[START]

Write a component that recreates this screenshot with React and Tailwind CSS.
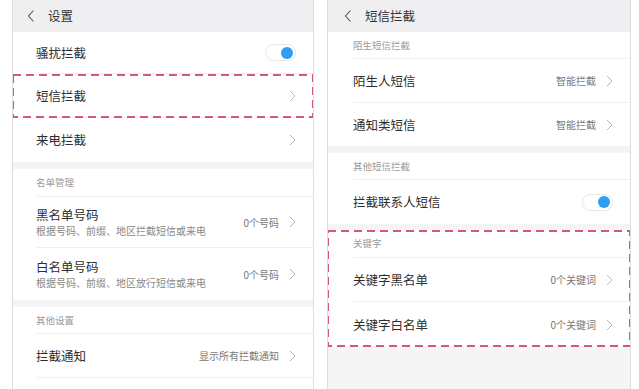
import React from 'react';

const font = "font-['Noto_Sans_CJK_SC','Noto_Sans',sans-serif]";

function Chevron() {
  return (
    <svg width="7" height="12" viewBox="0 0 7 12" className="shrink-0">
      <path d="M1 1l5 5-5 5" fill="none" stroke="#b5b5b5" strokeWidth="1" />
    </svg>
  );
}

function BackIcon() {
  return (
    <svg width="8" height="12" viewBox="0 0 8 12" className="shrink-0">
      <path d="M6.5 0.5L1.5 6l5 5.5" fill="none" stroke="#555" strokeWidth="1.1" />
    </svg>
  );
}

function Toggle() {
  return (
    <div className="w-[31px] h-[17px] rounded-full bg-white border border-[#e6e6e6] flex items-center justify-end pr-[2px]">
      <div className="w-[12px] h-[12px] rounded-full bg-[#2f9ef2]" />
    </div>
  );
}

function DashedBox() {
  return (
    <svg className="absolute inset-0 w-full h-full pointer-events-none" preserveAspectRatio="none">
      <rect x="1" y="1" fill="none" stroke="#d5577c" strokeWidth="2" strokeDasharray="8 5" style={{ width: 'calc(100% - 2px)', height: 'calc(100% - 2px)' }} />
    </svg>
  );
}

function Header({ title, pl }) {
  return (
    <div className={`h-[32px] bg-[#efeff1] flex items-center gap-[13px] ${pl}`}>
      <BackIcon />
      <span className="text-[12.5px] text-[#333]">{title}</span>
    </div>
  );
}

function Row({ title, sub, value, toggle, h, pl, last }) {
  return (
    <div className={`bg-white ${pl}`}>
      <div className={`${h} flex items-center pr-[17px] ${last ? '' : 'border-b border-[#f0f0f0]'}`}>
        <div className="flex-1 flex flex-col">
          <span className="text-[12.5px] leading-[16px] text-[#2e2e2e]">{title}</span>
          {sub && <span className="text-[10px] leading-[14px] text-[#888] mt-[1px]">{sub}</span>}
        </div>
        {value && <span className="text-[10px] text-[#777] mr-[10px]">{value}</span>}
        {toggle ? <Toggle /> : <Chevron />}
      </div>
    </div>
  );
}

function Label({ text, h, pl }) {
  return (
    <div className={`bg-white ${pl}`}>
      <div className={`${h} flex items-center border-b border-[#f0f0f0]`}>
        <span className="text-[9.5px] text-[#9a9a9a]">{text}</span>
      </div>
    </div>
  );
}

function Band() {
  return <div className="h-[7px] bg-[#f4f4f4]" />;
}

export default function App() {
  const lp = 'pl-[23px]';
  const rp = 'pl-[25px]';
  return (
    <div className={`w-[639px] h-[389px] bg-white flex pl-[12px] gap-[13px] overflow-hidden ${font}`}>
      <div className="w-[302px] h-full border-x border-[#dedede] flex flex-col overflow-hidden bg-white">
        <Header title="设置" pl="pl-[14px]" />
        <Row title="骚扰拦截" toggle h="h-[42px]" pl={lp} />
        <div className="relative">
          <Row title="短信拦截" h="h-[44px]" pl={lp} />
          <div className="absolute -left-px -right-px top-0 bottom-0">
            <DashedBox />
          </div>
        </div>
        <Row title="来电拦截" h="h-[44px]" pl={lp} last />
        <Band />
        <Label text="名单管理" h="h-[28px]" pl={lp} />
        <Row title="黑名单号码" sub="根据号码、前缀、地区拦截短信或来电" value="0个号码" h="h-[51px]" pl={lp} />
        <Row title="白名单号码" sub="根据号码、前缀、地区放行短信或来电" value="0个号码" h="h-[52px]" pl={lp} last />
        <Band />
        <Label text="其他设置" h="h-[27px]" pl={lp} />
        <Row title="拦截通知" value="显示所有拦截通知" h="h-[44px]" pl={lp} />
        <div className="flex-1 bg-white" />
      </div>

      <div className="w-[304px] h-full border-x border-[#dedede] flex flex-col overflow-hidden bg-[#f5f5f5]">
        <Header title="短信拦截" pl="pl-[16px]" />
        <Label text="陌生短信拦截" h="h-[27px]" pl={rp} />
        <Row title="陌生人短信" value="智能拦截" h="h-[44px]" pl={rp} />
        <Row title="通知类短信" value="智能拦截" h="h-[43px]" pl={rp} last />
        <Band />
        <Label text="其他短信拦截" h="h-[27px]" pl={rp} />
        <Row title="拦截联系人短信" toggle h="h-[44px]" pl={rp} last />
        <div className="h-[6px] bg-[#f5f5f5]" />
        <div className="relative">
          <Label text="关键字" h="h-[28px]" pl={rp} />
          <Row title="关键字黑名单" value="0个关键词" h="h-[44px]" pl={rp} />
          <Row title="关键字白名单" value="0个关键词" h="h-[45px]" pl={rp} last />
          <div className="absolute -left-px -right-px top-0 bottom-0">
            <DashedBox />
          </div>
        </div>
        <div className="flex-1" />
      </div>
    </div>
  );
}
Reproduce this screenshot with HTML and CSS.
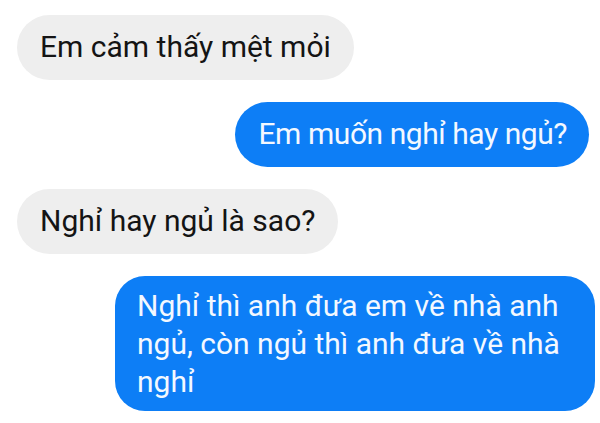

[END]

Transcribe all of the records above character for character. Exclude the pictures.

Solution below
Write a component that recreates this screenshot with React and Tailwind CSS.
import React from 'react';

const font = "font-['Noto_Sans_CJK_SC','Noto_Sans',sans-serif]";

function Chevron() {
  return (
    <svg width="7" height="12" viewBox="0 0 7 12" className="shrink-0">
      <path d="M1 1l5 5-5 5" fill="none" stroke="#b5b5b5" strokeWidth="1" />
    </svg>
  );
}

function BackIcon() {
  return (
    <svg width="8" height="12" viewBox="0 0 8 12" className="shrink-0">
      <path d="M6.5 0.5L1.5 6l5 5.5" fill="none" stroke="#555" strokeWidth="1.1" />
    </svg>
  );
}

function Toggle() {
  return (
    <div className="w-[31px] h-[17px] rounded-full bg-white border border-[#e6e6e6] flex items-center justify-end pr-[2px]">
      <div className="w-[12px] h-[12px] rounded-full bg-[#2f9ef2]" />
    </div>
  );
}

function DashedBox() {
  return (
    <svg className="absolute inset-0 w-full h-full pointer-events-none" preserveAspectRatio="none">
      <rect x="1" y="1" fill="none" stroke="#d5577c" strokeWidth="2" strokeDasharray="8 5" style={{ width: 'calc(100% - 2px)', height: 'calc(100% - 2px)' }} />
    </svg>
  );
}

function Header({ title, pl }) {
  return (
    <div className={`h-[32px] bg-[#efeff1] flex items-center gap-[13px] ${pl}`}>
      <BackIcon />
      <span className="text-[12.5px] text-[#333]">{title}</span>
    </div>
  );
}

function Row({ title, sub, value, toggle, h, pl, last }) {
  return (
    <div className={`bg-white ${pl}`}>
      <div className={`${h} flex items-center pr-[17px] ${last ? '' : 'border-b border-[#f0f0f0]'}`}>
        <div className="flex-1 flex flex-col">
          <span className="text-[12.5px] leading-[16px] text-[#2e2e2e]">{title}</span>
          {sub && <span className="text-[10px] leading-[14px] text-[#888] mt-[1px]">{sub}</span>}
        </div>
        {value && <span className="text-[10px] text-[#777] mr-[10px]">{value}</span>}
        {toggle ? <Toggle /> : <Chevron />}
      </div>
    </div>
  );
}

function Label({ text, h, pl }) {
  return (
    <div className={`bg-white ${pl}`}>
      <div className={`${h} flex items-center border-b border-[#f0f0f0]`}>
        <span className="text-[9.5px] text-[#9a9a9a]">{text}</span>
      </div>
    </div>
  );
}

function Band() {
  return <div className="h-[7px] bg-[#f4f4f4]" />;
}

export default function App() {
  const lp = 'pl-[23px]';
  const rp = 'pl-[25px]';
  return (
    <div className={`w-[639px] h-[389px] bg-white flex pl-[12px] gap-[13px] overflow-hidden ${font}`}>
      <div className="w-[302px] h-full border-x border-[#dedede] flex flex-col overflow-hidden bg-white">
        <Header title="设置" pl="pl-[14px]" />
        <Row title="骚扰拦截" toggle h="h-[42px]" pl={lp} />
        <div className="relative">
          <Row title="短信拦截" h="h-[44px]" pl={lp} />
          <div className="absolute -left-px -right-px top-0 bottom-0">
            <DashedBox />
          </div>
        </div>
        <Row title="来电拦截" h="h-[44px]" pl={lp} last />
        <Band />
        <Label text="名单管理" h="h-[28px]" pl={lp} />
        <Row title="黑名单号码" sub="根据号码、前缀、地区拦截短信或来电" value="0个号码" h="h-[51px]" pl={lp} />
        <Row title="白名单号码" sub="根据号码、前缀、地区放行短信或来电" value="0个号码" h="h-[52px]" pl={lp} last />
        <Band />
        <Label text="其他设置" h="h-[27px]" pl={lp} />
        <Row title="拦截通知" value="显示所有拦截通知" h="h-[44px]" pl={lp} />
        <div className="flex-1 bg-white" />
      </div>

      <div className="w-[304px] h-full border-x border-[#dedede] flex flex-col overflow-hidden bg-[#f5f5f5]">
        <Header title="短信拦截" pl="pl-[16px]" />
        <Label text="陌生短信拦截" h="h-[27px]" pl={rp} />
        <Row title="陌生人短信" value="智能拦截" h="h-[44px]" pl={rp} />
        <Row title="通知类短信" value="智能拦截" h="h-[43px]" pl={rp} last />
        <Band />
        <Label text="其他短信拦截" h="h-[27px]" pl={rp} />
        <Row title="拦截联系人短信" toggle h="h-[44px]" pl={rp} last />
        <div className="h-[6px] bg-[#f5f5f5]" />
        <div className="relative">
          <Label text="关键字" h="h-[28px]" pl={rp} />
          <Row title="关键字黑名单" value="0个关键词" h="h-[44px]" pl={rp} />
          <Row title="关键字白名单" value="0个关键词" h="h-[45px]" pl={rp} last />
          <div className="absolute -left-px -right-px top-0 bottom-0">
            <DashedBox />
          </div>
        </div>
        <div className="flex-1" />
      </div>
    </div>
  );
}
Reproduce this screenshot with HTML and CSS.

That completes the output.